Robin's research at CIBS focuses on computational social science, social cognition and most recently on the design of online experiments and games. Homepage: robinengelhardt.me

Robin can best be reached through mail or by telephone, +45/26300403.

Possible Conflicts of Interest

Other than working as a science journalist and editor at various Danish newspapers and magazines my employers have all been not-for-profit universities. I have never accepted personal gifts or payments from a manufacturer of a drug, a device, or any other commercial product. However, I have received research grants (or benefited from research grants received by others) from: The Carlsberg Foundation, Trygfonden, Knud Højgaards Fond, The Danish Ministry of Children and Education, The European Union (e-Ten, IST, and others), The Danish University of Education (now The University of Aarhus),  and the Danish Ministry of Science, Technology and Innovation. Once in a while I do receive salaries for lectures given, for example from F.L.Smidth, The Danish Society of Engineers, The Velux Foundation, and various folk high schools. I have been a paid judge at FDB’s Green Idea Prize. I own a small one-man company that occasionally develops learning games and teaching materials via public funding. Other than bank and retirement savings accounts, I do not (nor does anyone from my nearest family) own stocks, nor do we have any other financial interests in for-profit companies. I do not let financial interests of close friends or acquaintances play any role in my professional decisions. I donate regularly to NGO’s working for the environment, for marginalized and vulnerable people, and for an open and inclusive society.
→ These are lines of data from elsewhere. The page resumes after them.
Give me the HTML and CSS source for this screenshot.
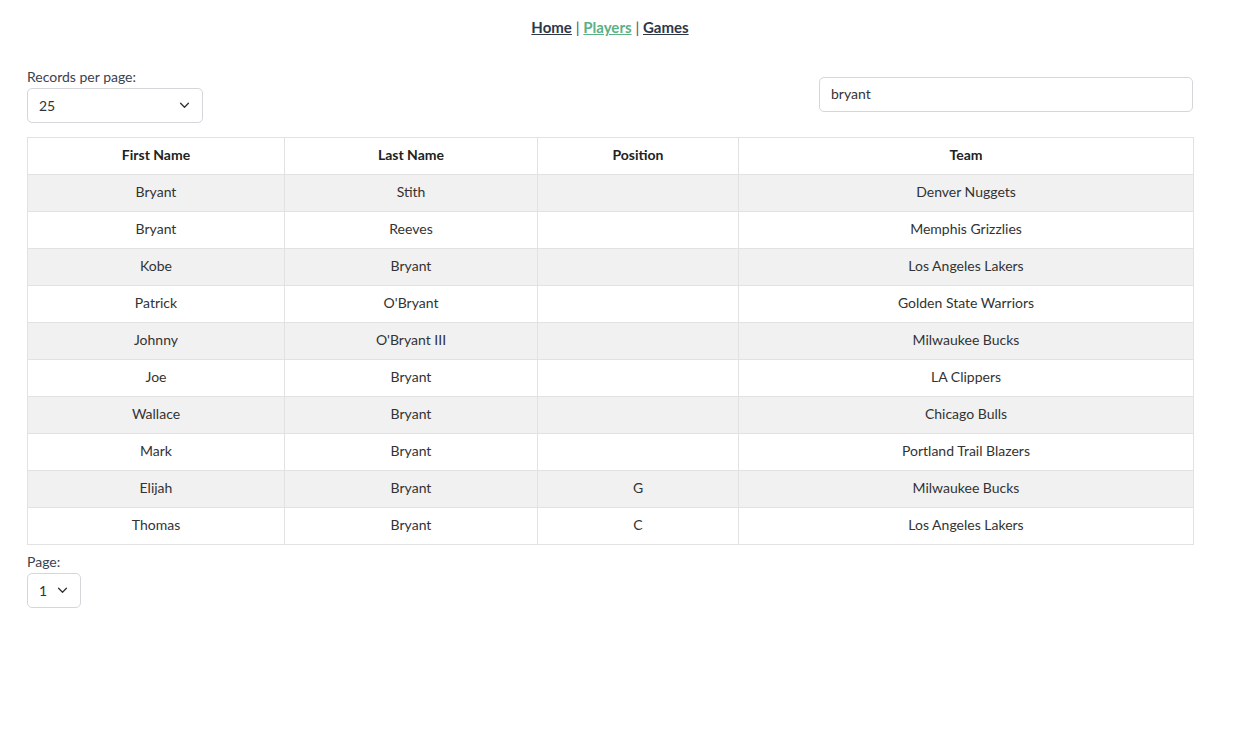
FILE: index.html
```html
<!DOCTYPE html>
<html>
<head>
<meta charset="utf-8">
<link rel="stylesheet" href="styles.css">
</head>
<body>
<nav class="nav">
  <a href="#" class="nav-link">Home</a> | <a href="#" class="nav-link active">Players</a> | <a href="#" class="nav-link">Games</a>
</nav>
<main class="container">
  <div class="controls">
    <div class="field">
      <label class="label">Records per page:</label>
      <div class="select wide"><span>25</span><svg class="chev" viewBox="0 0 12 8" width="11" height="7"><path d="M1.5 1.5 L6 6 L10.5 1.5" fill="none" stroke="#333" stroke-width="1.5" stroke-linecap="round" stroke-linejoin="round"/></svg></div>
    </div>
    <div class="search">bryant</div>
  </div>
  <table class="table">
    <colgroup><col class="c1"><col class="c2"><col class="c3"><col class="c4"></colgroup>
    <thead>
      <tr><th>First Name</th><th>Last Name</th><th>Position</th><th>Team</th></tr>
    </thead>
    <tbody>
      <tr><td>Bryant</td><td>Stith</td><td></td><td>Denver Nuggets</td></tr>
      <tr><td>Bryant</td><td>Reeves</td><td></td><td>Memphis Grizzlies</td></tr>
      <tr><td>Kobe</td><td>Bryant</td><td></td><td>Los Angeles Lakers</td></tr>
      <tr><td>Patrick</td><td>O'Bryant</td><td></td><td>Golden State Warriors</td></tr>
      <tr><td>Johnny</td><td>O'Bryant III</td><td></td><td>Milwaukee Bucks</td></tr>
      <tr><td>Joe</td><td>Bryant</td><td></td><td>LA Clippers</td></tr>
      <tr><td>Wallace</td><td>Bryant</td><td></td><td>Chicago Bulls</td></tr>
      <tr><td>Mark</td><td>Bryant</td><td></td><td>Portland Trail Blazers</td></tr>
      <tr><td>Elijah</td><td>Bryant</td><td>G</td><td>Milwaukee Bucks</td></tr>
      <tr><td>Thomas</td><td>Bryant</td><td>C</td><td>Los Angeles Lakers</td></tr>
    </tbody>
  </table>
  <div class="field pager">
    <label class="label">Page:</label>
    <div class="select narrow"><span>1</span><svg class="chev" viewBox="0 0 12 8" width="11" height="7"><path d="M1.5 1.5 L6 6 L10.5 1.5" fill="none" stroke="#333" stroke-width="1.5" stroke-linecap="round" stroke-linejoin="round"/></svg></div>
  </div>
</main>
</body>
</html>
```
FILE: styles.css
```css
* { box-sizing: border-box; }
body {
  margin: 0;
  font-family: Lato, "Noto Sans", sans-serif;
  font-size: 14px;
  color: #333;
  background: #fff;
}
.nav {
  width: 1220px;
  text-align: center;
  padding-top: 18px;
  height: 67px;
  font-size: 15px;
  color: #4a5568;
}
.nav-link {
  color: #2d3748;
  font-weight: 700;
  text-decoration: underline;
}
.nav-link.active { color: #5cb083; }
.container {
  width: 1166px;
  margin-left: 27px;
}
.controls {
  display: flex;
  justify-content: space-between;
  align-items: flex-start;
  margin-bottom: 14px;
}
.field { display: flex; flex-direction: column; }
.label {
  color: #3a4252;
  line-height: 19px;
  height: 21px;
}
.select {
  height: 35px;
  border: 1px solid #d4d6da;
  border-radius: 5px;
  display: flex;
  align-items: center;
  justify-content: space-between;
  padding: 0 12px 0 11px;
  color: #333;
}
.wide { width: 176px; }
.narrow { width: 54px; }
.chev { display: block; }
.search {
  margin-top: 10px;
  width: 374px;
  height: 35px;
  border: 1px solid #d4d6da;
  border-radius: 5px;
  padding: 0 11px;
  line-height: 31px;
  color: #333;
}
.table {
  width: 1166px;
  border-collapse: collapse;
  table-layout: fixed;
  border: 1px solid #e2e2e2;
}
.c1 { width: 257px; }
.c2 { width: 253px; }
.c3 { width: 201px; }
.c4 { width: 455px; }
th, td {
  height: 37px;
  padding: 0 8px 3px;
  text-align: center;
  border: 1px solid #e2e2e2;
}
th { font-weight: 700; color: #222; }
tbody tr:nth-child(odd) td { background: #f1f1f1; }
.pager { margin-top: 7px; }
```
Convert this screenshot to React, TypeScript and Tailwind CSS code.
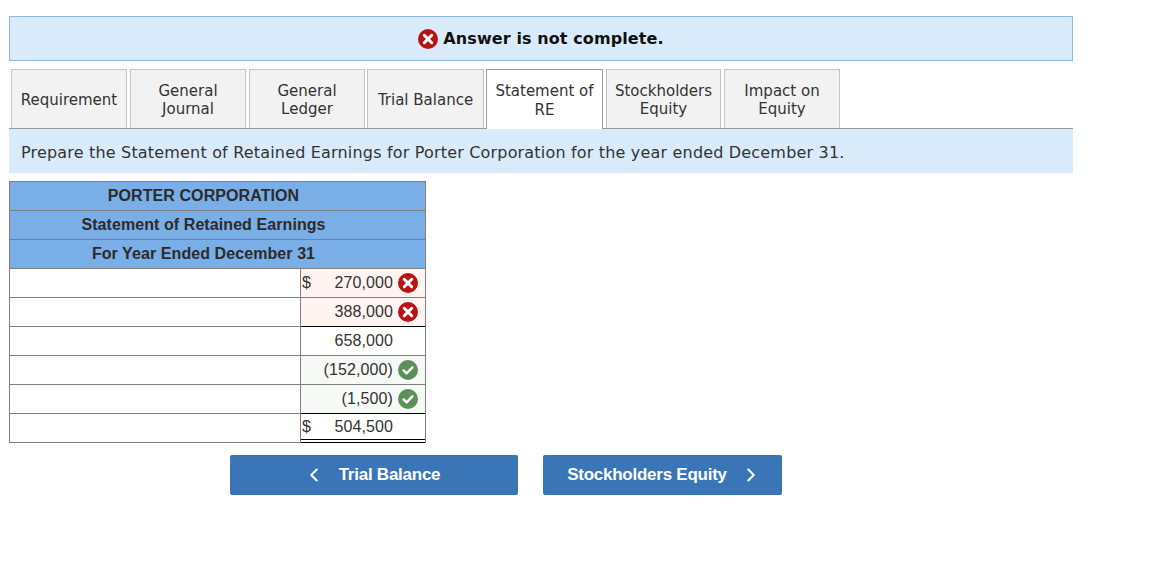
import { ChevronLeft, ChevronRight } from 'lucide-react'

const verdana = { fontFamily: '"DejaVu Sans", Verdana, sans-serif' }

const tabs = [
  { label: ['Requirement'], w: 'w-[119px] pr-[3px]' },
  { label: ['General', 'Journal'], w: 'w-[119px] pr-[3px]' },
  { label: ['General', 'Ledger'], w: 'w-[118px] pr-[2px]' },
  { label: ['Trial Balance'], w: 'w-[119px] pr-[2px]' },
  { label: ['Statement of', 'RE'], w: 'w-[120px] pr-[3px]', active: true },
  { label: ['Stockholders', 'Equity'], w: 'w-[118px] pr-[3px]' },
  { label: ['Impact on', 'Equity'], w: 'w-[119px] pr-[3px]' },
]

const rows = [
  { dollar: true, value: '270,000', mark: 'bad', top: 'border-t-[#808080]' },
  { value: '388,000', mark: 'bad', top: 'border-t-[#808080]' },
  { value: '658,000', top: 'border-t-black' },
  { value: '(152,000)', mark: 'good', top: 'border-t-[#808080]' },
  { value: '(1,500)', mark: 'good', top: 'border-t-[#808080]' },
  { dollar: true, value: '504,500', top: 'border-t-black', total: true },
]

function BadIcon({ size = 20 }: { size?: number }) {
  return (
    <svg width={size} height={size} viewBox="0 0 20 20" className="shrink-0">
      <circle cx="10" cy="10" r="10" fill="#b81414" />
      <path d="M6.3 6.3l7.4 7.4M13.7 6.3l-7.4 7.4" stroke="#fff" strokeWidth="3" strokeLinecap="round" />
    </svg>
  )
}

function GoodIcon() {
  return (
    <svg width="20" height="20" viewBox="0 0 20 20" className="shrink-0">
      <circle cx="10" cy="10" r="10" fill="#5b9158" />
      <path d="M5.6 10.4l3 2.9 5.8-6" fill="none" stroke="#fff" strokeWidth="2.4" strokeLinecap="round" strokeLinejoin="round" />
    </svg>
  )
}

export default function App() {
  return (
    <div className="min-h-[567px] bg-white pt-4 pl-[9px] font-['Liberation_Sans',Arial,sans-serif]">
      <div className="w-[1064px]">
        {/* Banner */}
        <div className="flex h-[45px] items-center justify-center gap-[5px] border border-[#8cb8e6] bg-[#d9ebfa]">
          <BadIcon />
          <span style={verdana} className="text-[16px] font-bold tracking-[0.1px] text-[#111]">Answer is not complete.</span>
        </div>

        {/* Tabs */}
        <div className="mt-2 flex h-[60px] items-start border-b border-b-[#999] pl-[2px] text-[15px] leading-[18.5px] text-[#333]" style={verdana}>
          {tabs.map((tab) => (
            <div key={tab.label.join(' ')} className={`${tab.w} shrink-0`}>
              <div
                className={
                  tab.active
                    ? 'relative flex h-[60px] flex-col items-center justify-center border border-b-0 border-[#999] bg-white pt-[3px] pb-px'
                    : 'flex h-[59px] flex-col items-center justify-center border border-b-0 border-[#c4c4c4] bg-[#f2f2f2] pt-[2px]'
                }
              >
                {tab.label.map((line) => (
                  <span key={line} className="whitespace-nowrap">{line}</span>
                ))}
              </div>
            </div>
          ))}
        </div>

        {/* Instruction */}
        <div style={verdana} className="flex h-[44px] items-center bg-[#d9ebfa] pt-[3px] pl-3 text-[16px] tracking-[0.18px] text-[#333]">
          Prepare the Statement of Retained Earnings for Porter Corporation for the year ended December 31.
        </div>

        {/* Statement table */}
        <div className="mt-2 w-[417px] border-x border-b border-[#808080] text-[16px] text-[#333]">
          {['PORTER CORPORATION', 'Statement of Retained Earnings', 'For Year Ended December 31'].map((title) => (
            <div key={title} className="flex h-[29px] items-center justify-center border-t border-[#808080] bg-[#7aaee6] pr-[28px] pb-px font-bold tracking-[0.08px] text-[#2b2b2b]">
              {title}
            </div>
          ))}
          {rows.map((row) => (
            <div key={row.value} className="flex h-[29px] border-t border-[#808080]">
              <div className="w-[291px] shrink-0 border-r border-[#808080] bg-white" />
              <div
                className={`relative -mt-px flex h-[29px] flex-1 items-center border-t ${row.top} ${
                  row.mark === 'bad' ? 'bg-[#fff4f2]' : row.mark === 'good' ? 'bg-[#f6f9f5]' : 'bg-white'
                } ${row.total ? 'pb-[2px]' : ''} pr-[7px] pl-[1px] tracking-[0.1px]`}
              >
                {row.dollar && <span>$</span>}
                <span className="mr-[5px] ml-auto">{row.value}</span>
                <div className="w-5">{row.mark === 'bad' ? <BadIcon /> : row.mark === 'good' ? <GoodIcon /> : null}</div>
                {row.total && <div className="absolute inset-x-0 -bottom-px h-[4px] border-y border-black" />}
              </div>
            </div>
          ))}
        </div>

        {/* Nav buttons */}
        <div className="mt-3 flex gap-[25px] pl-[221px] text-[17px] font-bold tracking-[-0.25px] text-white">
          <button className="flex h-10 w-[288px] items-center justify-center gap-[14px] rounded-[2px] bg-[#3a75b8] pr-[5px]">
            <ChevronLeft size={22} strokeWidth={2.2} />
            Trial Balance
          </button>
          <button className="flex h-10 w-[239px] items-center justify-center gap-[13px] rounded-[2px] bg-[#3a75b8] pl-[4px]">
            Stockholders Equity
            <ChevronRight size={22} strokeWidth={2.2} />
          </button>
        </div>
      </div>
    </div>
  )
}
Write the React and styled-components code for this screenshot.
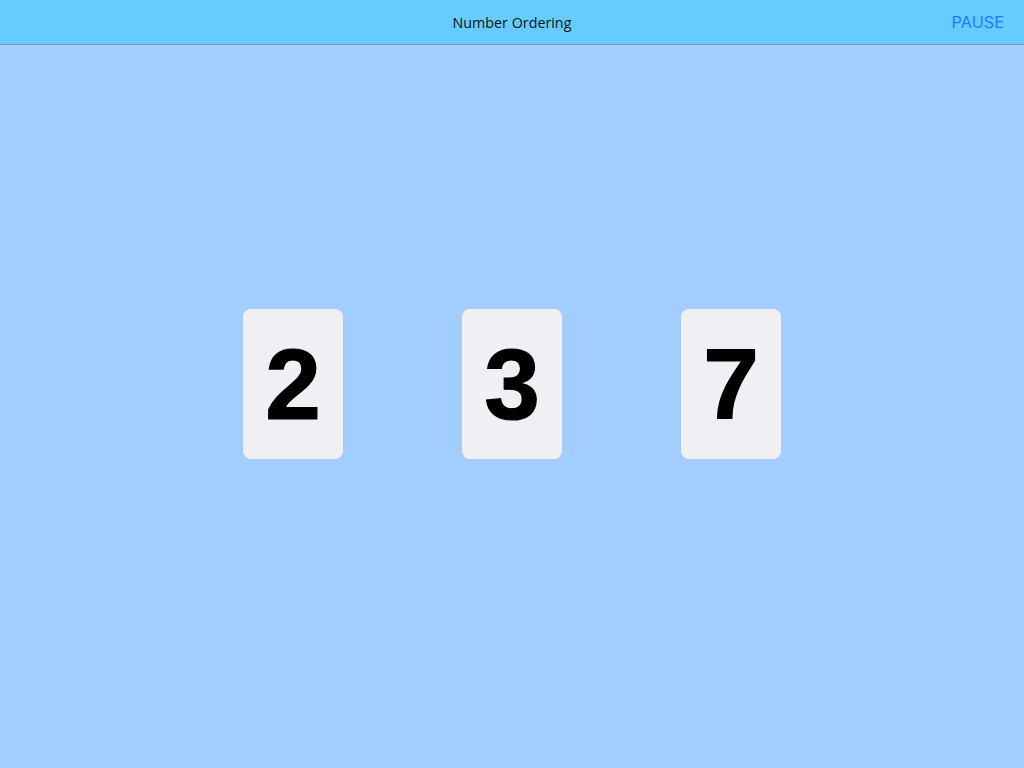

My ideological and moral convictions determine what kind of work I engage in and what kind of work I deem as being destructive and therefore do not touch. Nevertheless, any results drawn from my empirical research are not (at least not consciously) influenced by my ideological, political, or moral outlook. Any subjective interpretations or higher-level judgments that are based on my or other’s research are of course inevitably linked to personal convictions, and are therefore also approachable for criticism and debate.